Water, water everywhere, and many lessons, too

As the floodwaters recede, the first priority is taking care of the displaced; the second is recovering, identifying and burying the dead. Then comes rebuilding New Orleans and, one hopes, retrieving from the slime and debris some common sense about the lessons of this catastrophe. For some people, the matter is already settled: President George W. Bush is a moron. This instant analysis has two virtues: It is immediately available and doesn't require thought. On the downside, it can't withstand thought. Decades of highly public, expert warnings that New Orleans was not ready for an inevitable major hurricane were ignored by authorities at all levels, many of whom weren't even slightly George Bush.

So first, a little perspective. What's with complaints that five entire days after a major American city was submerged beneath the ocean not everything was totally fixed? To some extent, it simply reflects the running headline "Bush reels as [<insert today’s news>]." But it also reflects a peculiarly tenacious modern spirit that expects man's will to dominate reality (including nature) and leads to over- reliance on the politics of outrage.

That is not to say government has not failed. (Celebrities also underperformed, and Sean Penn should probably resign.) Real conservatives are skeptical of government, not just government by the other party. It is foolish either to exonerate Mr. Bush entirely or to blame him for everything. Intelligent people, and the United States Congress, must doubt whether his departure from office in January 2009 will necessarily eliminate every institutional obstacle to proper emergency preparedness.

The political response at all levels was initially feeble. State and local governments are the first responders (and no, the entire National Guard was not in Iraq). Why didn't city officials use school buses to evacuate thousands of citizens? Why weren't state authorities ready with shelter and bottled water? Maybe politicians are bad at reality. In any event, a partisan response is inappropriate.

The engineering response was also feeble. The flood defences of New Orleans were classically "brittle." By that I do not mean they were likely to fail in the face of a predictable threat, though they were. I mean they were likely to fail badly if they did fail. Plan A: The hurricane misses. Plan B: We die. Politicians devised these plans, but did engineers advise them properly?

A city below sea level ought not to be defended by only one layer of dikes. If the main defence is breached, individual neighbourhoods should be individually protected. Of course it's not easy. But you're below sea level. Work hard. And environmentalists and their adversaries should put aside past differences, agree that it is better even for human purposes to work with nature than against her, and restore wetlands and enhance coastal islands to protect the entire Gulf Coast.

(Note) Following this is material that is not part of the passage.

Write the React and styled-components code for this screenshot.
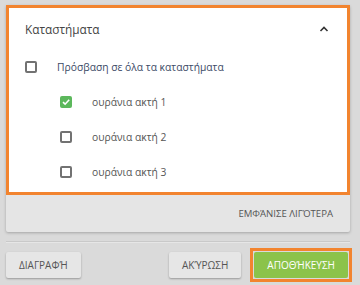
import React, { useState } from "react";
import styled, { createGlobalStyle } from "styled-components";

const GlobalStyle = createGlobalStyle`
  html, body {
    margin: 0;
    padding: 0;
    background-color: #dadada;
    font-family: "Open Sans", "Noto Sans", sans-serif;
  }
`;

const Page = styled.div`
  width: 360px;
  height: 285px;
  box-sizing: border-box;
  padding: 5px 10px 0 6px;
`;

const Card = styled.div`
  background-color: #e5e5e5;
  box-shadow: 0 1px 3px rgba(0, 0, 0, 0.25);
  border-radius: 2px;
`;

const Section = styled.div`
  background-color: #ffffff;
  border: 3px solid #f2842f;
  padding: 0 18px 3px 16px;
`;

const Header = styled.div`
  height: 41px;
  display: flex;
  align-items: center;
  justify-content: space-between;
  font-size: 11.8px;
  color: #444;
`;

const Row = styled.label`
  height: 35px;
  display: flex;
  align-items: center;
  gap: 20px;
  padding-left: ${(props) => (props.$indent ? "35px" : "0")};
  font-size: 10.3px;
  color: ${(props) => (props.$accent ? "#3c4a66" : "#555")};
  cursor: pointer;
`;

const Box = styled.span`
  width: 12px;
  height: 12px;
  box-sizing: border-box;
  border-radius: 2px;
  border: ${(props) => (props.$checked ? "none" : "2px solid #727272")};
  background-color: ${(props) => (props.$checked ? "#5cb85c" : "#fff")};
  display: grid;
  place-items: center;
  flex-shrink: 0;
`;

const Footer = styled.div`
  height: 37px;
  display: flex;
  align-items: center;
  justify-content: flex-end;
  padding-right: 17px;
  font-size: 9.6px;
  color: #555;
`;

const Divider = styled.hr`
  margin: 9px 0 9px;
  border: none;
  border-top: 1px solid #c9c9c9;
  border-bottom: 1px solid #e6e6e6;
`;

const Actions = styled.div`
  display: flex;
  align-items: center;
  height: 26px;
`;

const Spacer = styled.div`
  flex: 1;
`;

const Button = styled.button`
  height: 26px;
  padding: 0 ${(props) => props.$pad || "12px"};
  border: none;
  border-radius: 2px;
  font-family: "Open Sans", "Noto Sans", sans-serif;
  font-size: 10px;
  color: ${(props) => (props.$primary ? "#fff" : "#555")};
  background-color: ${(props) => (props.$primary ? "#8bc34a" : "#e6e6e6")};
  box-shadow: ${(props) =>
    props.$primary ? "none" : "0 1px 2px rgba(0, 0, 0, 0.3)"};
  cursor: pointer;
`;

const Highlight = styled.div`
  margin: -4px -2px -4px 9px;
  padding: 1px;
  border: 3px solid #f2842f;
  display: flex;
`;

function Check({ checked }) {
  return (
    <Box $checked={checked}>
      {checked && (
        <svg width="10" height="10" viewBox="0 0 10 10">
          <path
            d="M2 5.2 L4.1 7.2 L8.2 2.8"
            fill="none"
            stroke="#fff"
            strokeWidth="1.6"
          />
        </svg>
      )}
    </Box>
  );
}

function Chevron() {
  return (
    <svg width="10" height="8" viewBox="0 0 10 8">
      <path
        d="M1.5 6 L5 2.5 L8.5 6"
        fill="none"
        stroke="#333"
        strokeWidth="1.6"
      />
    </svg>
  );
}

export default function App() {
  const [stores] = useState([
    { name: "ουράνια ακτή 1", checked: true },
    { name: "ουράνια ακτή 2", checked: false },
    { name: "ουράνια ακτή 3", checked: false },
  ]);

  return (
    <Page>
      <GlobalStyle />
      <Card>
        <Section>
          <Header>
            <span>Καταστήματα</span>
            <Chevron />
          </Header>
          <Row $accent>
            <Check checked={false} />
            Πρόσβαση σε όλα τα καταστήματα
          </Row>
          {stores.map((s) => (
            <Row key={s.name} $indent>
              <Check checked={s.checked} />
              {s.name}
            </Row>
          ))}
        </Section>
        <Footer>ΕΜΦΆΝΙΣΕ ΛΙΓΌΤΕΡΑ</Footer>
      </Card>
      <Divider />
      <Actions>
        <Button $pad="13px">ΔΙΑΓΡΑΦΉ</Button>
        <Spacer />
        <Button $pad="13px">ΑΚΎΡΩΣΗ</Button>
        <Highlight>
          <Button $primary $pad="13px">ΑΠΟΘΉΚΕΥΣΗ</Button>
        </Highlight>
      </Actions>
    </Page>
  );
}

Another lesson, I predict, is that reconstruction will not take as long as pessimists say. This is the United States of America, which critics knock at every opportunity for its energetic, dynamic can-do spirit that promptly confounds most of their criticism. I do not deny the tragedy, and lives lost cannot be recovered. But if you think Americans will let the birthplace of jazz die, you don't know Americans.

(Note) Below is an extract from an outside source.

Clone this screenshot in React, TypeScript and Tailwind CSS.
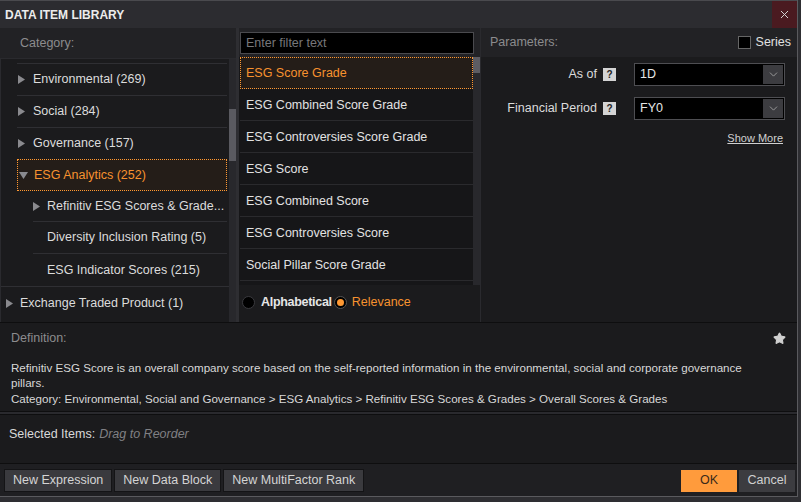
import { ChevronDown, X, Star } from "lucide-react";

const font = { fontFamily: '"Liberation Sans", Arial, sans-serif' };

function RightArrow() {
  return (
    <svg width="7" height="9" viewBox="0 0 7 9" className="shrink-0">
      <polygon points="0,0 7,4.5 0,9" fill="#8a8a8e" />
    </svg>
  );
}

function DownArrow() {
  return (
    <svg width="9" height="7" viewBox="0 0 9 7" className="shrink-0">
      <polygon points="0,0 9,0 4.5,7" fill="#8a8a8e" />
    </svg>
  );
}

function HelpBox() {
  return (
    <span className="flex h-[13px] w-[13px] items-center justify-center bg-[#d4d4d4] text-[10px] font-bold leading-none text-[#222]">
      ?
    </span>
  );
}

const items = [
  "ESG Score Grade",
  "ESG Combined Score Grade",
  "ESG Controversies Score Grade",
  "ESG Score",
  "ESG Combined Score",
  "ESG Controversies Score",
  "Social Pillar Score Grade",
];

export default function App() {
  return (
    <div
      className="h-[502px] w-[801px] overflow-hidden bg-[#2e2e32] text-[12.5px]"
      style={font}
    >
      <div className="flex h-[497px] w-[798px] flex-col border-r border-b border-[#5a5a5e] bg-[#1b1b1d]">
        {/* title bar */}
        <div className="flex h-[28px] shrink-0 items-center justify-between border-t border-[#4a4a4e] bg-[#2c2c30]">
          <span className="pl-[5px] text-[12px] font-bold text-[#ececec]">
            DATA ITEM LIBRARY
          </span>
          <button className="flex h-[27px] w-[25px] items-center justify-center bg-[#4a1a20] text-[#d8d8d8]">
            <X className="h-[13px] w-[13px]" strokeWidth={1.8} />
          </button>
        </div>

        {/* main */}
        <div className="flex h-[294px] shrink-0">
          {/* category */}
          <div className="flex w-[236px] flex-col">
            <div className="flex h-[30px] items-center bg-[#222225] pl-[20px] text-[#8c8c8e]">
              Category:
            </div>
            <div className="flex flex-1 border-t border-l border-[#2a2a2e] bg-[#1b1b1d]">
              <div className="flex-1 pt-[4px]">
                <div className="ml-[16px] mr-[2px] border-t border-[#2f2f33]" />
                {["Environmental (269)", "Social (284)", "Governance (157)"].map((t) => (
                  <div
                    key={t}
                    className="ml-[16px] mr-[2px] flex h-[32px] items-center gap-[8px] border-b border-[#2f2f33] pl-[1px] text-[#dcdcdc]"
                  >
                    <RightArrow />
                    <span>{t}</span>
                  </div>
                ))}
                <div className="ml-[16px] mr-[2px] -mt-px flex h-[32px] items-center gap-[6px] border border-dotted border-[#ff9933] bg-[#241d18] pl-[1px] text-[#f7922f]">
                  <DownArrow />
                  <span>ESG Analytics (252)</span>
                </div>
                <div className="ml-[32px] mr-[2px] flex h-[31px] items-center gap-[7px] border-b border-[#2f2f33] text-[#dcdcdc]">
                  <RightArrow />
                  <span>Refinitiv ESG Scores &amp; Grade...</span>
                </div>
                <div className="ml-[32px] mr-[2px] flex h-[32px] items-center border-b border-[#2f2f33] pl-[14px] text-[#dcdcdc]">
                  Diversity Inclusion Rating (5)
                </div>
                <div className="ml-[32px] mr-[2px] flex h-[32px] items-center pl-[14px] text-[#dcdcdc]">
                  ESG Indicator Scores (215)
                </div>
                <div className="flex h-[34px] items-center gap-[7px] border-t border-[#2f2f33] pl-[5px] text-[#dcdcdc]">
                  <RightArrow />
                  <span>Exchange Traded Product (1)</span>
                </div>
              </div>
              <div className="w-[7px] bg-[#28282c] pt-[50px]">
                <div className="h-[52px] w-[7px] bg-[#5a5a60]" />
              </div>
            </div>
          </div>

          {/* divider */}
          <div className="w-[3px] bg-[#2e2e32]" />

          {/* items */}
          <div className="flex w-[241px] flex-col bg-[#1b1b1d]">
            <div className="flex h-[29px] items-center bg-[#222225] pl-[1px] pr-[6px]">
              <input
                className="h-[22px] w-full border border-[#4a4a4e] bg-black px-[5px] text-[12.5px] text-[#ddd] placeholder:text-[#77777a] focus:outline-none"
                placeholder="Enter filter text"
              />
            </div>
            <div className="flex h-[228px]">
              <div className="flex-1 bg-[#161618] pl-[1px]">
                {items.map((t, i) =>
                  i === 0 ? (
                    <div
                      key={t}
                      className="flex h-[32px] items-center border border-dotted border-[#ff9933] bg-[#241d18] pl-[5px] text-[#f7922f]"
                    >
                      {t}
                    </div>
                  ) : (
                    <div
                      key={t}
                      className="flex h-[32px] items-center border-b border-[#2a2a2d] pl-[6px] pt-[2px] text-[#e2e2e2]"
                    >
                      {t}
                    </div>
                  )
                )}
              </div>
              <div className="w-[7px] bg-[#28282c]">
                <div className="h-[16px] w-[7px] bg-[#5c5c62]" />
              </div>
            </div>
            <div className="flex flex-1 items-center pl-[3px] pb-[2px]">
              <span className="h-[13px] w-[13px] rounded-full border border-[#3a3a3e] bg-black" />
              <span className="ml-[6px] font-bold tracking-[-0.3px] text-[#e6e6e6]">Alphabetical</span>
              <span className="ml-[2px] flex h-[13px] w-[13px] items-center justify-center rounded-full border border-[#555] bg-black">
                <span className="h-[7px] w-[7px] rounded-full bg-[#ff9933]" />
              </span>
              <span className="ml-[5px] text-[#f7922f]">Relevance</span>
            </div>
          </div>

          {/* parameters */}
          <div className="flex flex-1 flex-col border-l border-[#2a2a2e]">
            <div className="flex h-[29px] items-center justify-between bg-[#222225] pl-[9px] pr-[6px]">
              <span className="text-[#8c8c8e]">Parameters:</span>
              <span className="flex items-center gap-[5px] text-[#e0e0e0]">
                <span className="h-[13px] w-[13px] border border-[#666] bg-black" />
                Series
              </span>
            </div>
            <div className="flex flex-col gap-[11px] pt-[6px] pr-[12px]">
              {[
                ["As of", "1D"],
                ["Financial Period", "FY0"],
              ].map(([label, val]) => (
                <div key={label} className="flex items-center justify-end">
                  <span className="text-[#dcdcdc]">{label}</span>
                  <span className="ml-[6px]">
                    <HelpBox />
                  </span>
                  <div className="ml-[18px] flex h-[23px] w-[151px] items-center justify-between border border-[#4e4e52] bg-black pl-[5px] pr-[1px] text-[#e6e6e6]">
                    <span>{val}</span>
                    <span className="flex h-[19px] w-[20px] items-center justify-center bg-[#3c3c40] text-[#aaa]">
                      <ChevronDown className="h-[13px] w-[13px]" strokeWidth={1.5} />
                    </span>
                  </div>
                </div>
              ))}
              <div className="-mt-[1px] flex justify-end pr-[2px]">
                <span className="text-[11px] text-[#d0d0d0] underline">Show More</span>
              </div>
            </div>
          </div>
        </div>

        {/* definition */}
        <div className="flex h-[90px] shrink-0 flex-col border-y border-[#0e0e0f] bg-[#1b1b1d] px-[11px]">
          <div className="flex items-center justify-between pt-[6px]">
            <span className="text-[#8c8c8e]">Definition:</span>
            <Star className="h-[13px] w-[13px] fill-[#d0d0d0] text-[#d0d0d0]" />
          </div>
          <p className="mt-[12px] max-w-[760px] text-[11.6px] leading-[15.5px] text-[#d8d8d8]">
            Refinitiv ESG Score is an overall company score based on the self-reported information in the environmental, social and corporate governance pillars.
            <br />
            Category: Environmental, Social and Governance &gt; ESG Analytics &gt; Refinitiv ESG Scores &amp; Grades &gt; Overall Scores &amp; Grades
          </p>
        </div>

        <div className="h-[2px] shrink-0 bg-[#2a2a2e]" />

        {/* selected items */}
        <div className="flex h-[50px] shrink-0 items-start border-y border-[#0e0e0f] bg-[#1b1b1d] pl-[9px] pt-[10px]">
          <span className="text-[#d8d8d8]">Selected Items:</span>
          <span className="ml-[4px] italic text-[#808084]">Drag to Reorder</span>
        </div>

        {/* buttons */}
        <div className="flex flex-1 items-center justify-between bg-[#1f1f22] pl-[4px] pr-[2px] pt-[1px]">
          <div className="flex gap-[2px]">
            {["New Expression", "New Data Block", "New MultiFactor Rank"].map((b) => (
              <button
                key={b}
                className="h-[23px] border border-[#141416] bg-[#3a3a3e] px-[8px] text-[12.5px] text-[#d4d4d4]"
              >
                {b}
              </button>
            ))}
          </div>
          <div className="flex gap-[2px]">
            <button className="h-[22px] w-[56px] bg-[#ff9b3c] text-[12.5px] text-[#3a2a1a]">
              OK
            </button>
            <button className="h-[22px] w-[56px] bg-[#3c3c40] text-[12.5px] text-[#d0d0d0]">
              Cancel
            </button>
          </div>
        </div>
      </div>
    </div>
  );
}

Many paid commentators apparently don't. Especially those who swiftly declared the breakdown of order in New Orleans was the predictable and unpleasant result of American individualism. Haven't they heard of Alexis de Tocqueville? One might dispute his claim that America proves individualism and co-operation are complementary, or argue that they are eroding there. But one can hardly ignore it.

Especially because of what well-intentioned big government has done recently to American inner cities, including, dramatically, the one in New Orleans. I do not deny that poverty made it hard for many inner-city residents to avoid getting trapped in the hurricane's path, nor do I deny the role of racism in making them poor and hence susceptible to welfare dependency. But whatever combination of historical forces led to their plight, and whatever shadow it casts on America's glory, it is ridiculous to suggest it was classic rugged individualism, and obscene to gloat over it. Besides, Katrina spread death and devastation along the coast, but only in New Orleans did we see a partial lapse into barbarism.

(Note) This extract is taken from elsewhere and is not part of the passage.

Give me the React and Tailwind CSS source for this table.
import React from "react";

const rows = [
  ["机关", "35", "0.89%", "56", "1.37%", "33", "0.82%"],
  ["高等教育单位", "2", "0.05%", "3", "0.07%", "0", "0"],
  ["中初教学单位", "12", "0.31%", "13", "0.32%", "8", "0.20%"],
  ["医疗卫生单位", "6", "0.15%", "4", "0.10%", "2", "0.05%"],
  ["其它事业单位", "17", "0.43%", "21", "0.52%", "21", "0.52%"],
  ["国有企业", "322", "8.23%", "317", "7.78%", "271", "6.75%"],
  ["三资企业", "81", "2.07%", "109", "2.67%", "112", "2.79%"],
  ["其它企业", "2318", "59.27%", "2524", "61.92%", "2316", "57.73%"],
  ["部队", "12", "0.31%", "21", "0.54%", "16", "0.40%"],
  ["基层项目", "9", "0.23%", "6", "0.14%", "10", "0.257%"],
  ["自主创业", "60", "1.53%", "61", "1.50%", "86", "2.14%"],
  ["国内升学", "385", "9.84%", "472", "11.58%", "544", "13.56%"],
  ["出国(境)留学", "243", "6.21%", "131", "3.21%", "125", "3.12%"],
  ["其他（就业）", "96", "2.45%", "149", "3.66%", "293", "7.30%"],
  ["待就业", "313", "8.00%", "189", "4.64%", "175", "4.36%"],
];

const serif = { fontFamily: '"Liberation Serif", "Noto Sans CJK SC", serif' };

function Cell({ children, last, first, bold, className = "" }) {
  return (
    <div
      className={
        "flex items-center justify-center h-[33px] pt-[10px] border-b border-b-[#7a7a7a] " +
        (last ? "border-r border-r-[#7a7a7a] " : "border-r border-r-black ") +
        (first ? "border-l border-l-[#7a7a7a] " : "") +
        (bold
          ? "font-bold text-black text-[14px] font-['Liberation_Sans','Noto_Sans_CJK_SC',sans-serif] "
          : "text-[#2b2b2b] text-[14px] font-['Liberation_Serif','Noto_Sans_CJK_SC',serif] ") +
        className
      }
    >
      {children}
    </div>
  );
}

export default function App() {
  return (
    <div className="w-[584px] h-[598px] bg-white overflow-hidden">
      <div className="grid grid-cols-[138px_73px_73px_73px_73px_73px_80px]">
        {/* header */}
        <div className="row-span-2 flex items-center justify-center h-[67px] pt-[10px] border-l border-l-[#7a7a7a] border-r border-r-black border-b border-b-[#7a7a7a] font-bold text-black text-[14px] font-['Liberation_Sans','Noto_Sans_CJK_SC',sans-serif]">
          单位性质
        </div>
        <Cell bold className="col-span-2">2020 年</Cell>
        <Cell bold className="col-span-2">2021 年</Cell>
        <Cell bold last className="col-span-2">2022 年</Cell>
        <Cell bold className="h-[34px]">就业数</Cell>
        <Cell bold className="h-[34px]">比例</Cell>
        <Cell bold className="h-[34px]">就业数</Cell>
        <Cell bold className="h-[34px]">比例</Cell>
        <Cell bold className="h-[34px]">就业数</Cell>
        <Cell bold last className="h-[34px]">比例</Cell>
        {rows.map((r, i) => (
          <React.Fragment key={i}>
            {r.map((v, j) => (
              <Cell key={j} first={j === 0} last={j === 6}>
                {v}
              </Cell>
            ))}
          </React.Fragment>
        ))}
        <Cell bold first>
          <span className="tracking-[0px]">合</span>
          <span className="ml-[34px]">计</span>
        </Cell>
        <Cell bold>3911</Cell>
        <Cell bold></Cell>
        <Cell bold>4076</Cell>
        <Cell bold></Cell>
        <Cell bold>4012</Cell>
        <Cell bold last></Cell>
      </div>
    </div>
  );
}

Finally, hailing the violence as a liberating response to poverty or racism is, as G. K. Chesterton said, a slander on the poor. And on blacks, a majority in pre-Katrina New Orleans, most of whom either evacuated in an orderly manner or coped in an heroic one, and neither sought nor seized an opportunity to behave badly.

Partly because the looters were neither numerous nor representative, New Orleans will rise again. So may common sense. After all, this is America.